A yoke* is what a laborer places upon the shoulders of two oxen in plowing a field. In this metaphor, the disciple is yoked to Jesus, that is, not only for his teaching but his enabling us to carry the burden of putting it into daily practice. What makes this yoke light is total openness to God, knowing God is present and knowing that there is meaning and purpose in bearing life’s burdens: we are not alone. And this trust, this intimate relationship of love gives us the energy to carry our burdens not from will power, by gritting our teeth and groaning, but from a spirit of willingness and surrendering ourselves to God’s presence in this particular situation. This was Jesus’ own experience, and he lived into it to the very end.
Today we
celebrate Saint Francis as a model disciple. A famous story is told of Saint
Francis while he was traveling with his disciple Brother Leo. It was winter, and they both shivered from
the cold. Francis called to Leo:
“Brother Leo, little lamb, if the friars were to make the lame to walk,
if they chase away demons and give sight to the blind,…this would not be
perfect joy. If, when we arrive at our destination all drenched with rain and
trembling with cold, all covered with mud and exhausted from hunger; if, when
we knock at the convent gate the porter should come angrily refuse to open to
us, and leave us outside, exposed to the snow and rain…if we endure such
injustice, and contempt with patience, without murmuring, Brother Leo: This is
perfect joy.”
This point
of the story is not to recommend passivity and inertia when we are faced with
adversity. Like Jesus’ parables, this
story is about the innermost joy and peace to be found in the midst of
suffering. It is meant to completely upset our applecart and usher us onto the
road of spiritual transformation. It
illumines the falsity of our clinging to self-designed happiness, and it sheds
light on today’s Gospel. When we are faced with adversity, the greatest suffering
is within our own minds: our minds can go wild with “what ifs” as we imagine a future
with the worst possible scenario.

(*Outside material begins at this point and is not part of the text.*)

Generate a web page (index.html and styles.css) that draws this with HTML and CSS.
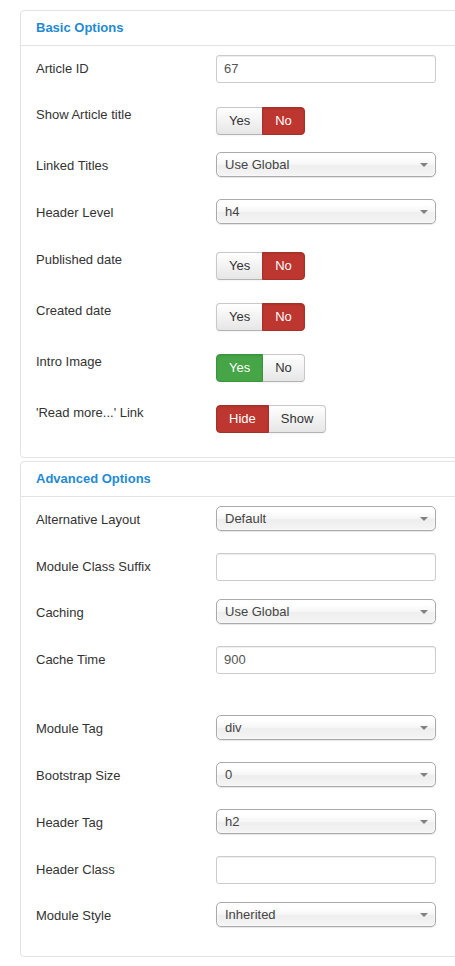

At
such times the rest that comes from being yoked to Christ can truly bring us to
peace of mind and heart.
The rest
Jesus speaks about points especially to soul-sick weariness: work extracted
from compulsion, work motivated by fear, or work performed in the face of
futility. Such weariness comes from having nothing that truly matters.
This soul weariness is well illustrated in
an article “I used to be a human being.”
The man who wrote this article, after years of denial, finally wakes up
to the reality that he is addicted to the internet. He says: “Endless bombardment of news and
gossip and images has rendered us manic information addicts. It broke me.
It might break you too.” He was
hooked to gossip like others to sugar.
We have gone from looking up—living into the real now—to constantly
looking down into our phones. After 15
years of this hellish existence, and with even his health jeopardized, the man began
to meditate, to introduce silence into his mind, and as he says, “…to follow
spaces I had once known where mind and soul are replenished. The reason we live in a culture increasingly
without faith is not because science has somehow disproved the (seemingly) improbable,
but because the white noise of secularism has removed the very stillness in
which faith in God might be reborn.”
Jesus’
invitation to rest means not only stillness, but also an injunction to stop, to
put down, to cease from what drains us.
Internet addiction is only one of many sources of our mental and
emotional drainage. Maybe the call for each of us is a personal inventory. Perhaps most of our suffering comes from
exhaustion that is self-imposed, whether externally or internally. Rest means to be still, and also it can mean being
before God in meditation, as in Psalm 62: “Only in God is my soul at rest and
from him comes my hope.”
Jesus at one time says to his disciples: “Come
away to a quiet place and rest awhile.” The rest Jesus is talking about here
and in today’s Gospel is synonymous with the word Sabbath. Do we take time to honor the Sabbath? Where in my life is the reality of Sabbath (Sunday
or another day of the week): a day of rest—rest from physical exertion, but even
more important from our mind’s inner noise?
What really nourishes my soul?
What on the contrary leaves me feeling empty? What leads me to become
rooted in an identity that is unshakable, my true self in God? The more we live
from this innermost still point, the more we find rest for our souls and
experience wholesome contentedness, no matter what. There is no “one size fits
all.” We need to listen deeply to what and where our hearts find replenishment,
what St. Augustine refers to in this way: “our hearts are restless until they
rest in you, O God.”
*An added note on the “yoke” metaphor: In offering us a life-giving yoke, Jesus could
also have had in mind another kind of yoke, which is spoken of by the Prophet
Jeremiah (cf. chapter 27), who speaks of yokes as bars attached to the
shoulders of the Israelites who are dragged and deported on foot to Babylon by
their captors. Jesus is aware of this kind of “yoke” not imposed by others, but
by our own worries and preoccupations (Matthew 6:25-27). This kind of yoke may
well apply to whatever in us today captivates us, leading us into a land of
servitude of needless depletion and suffering.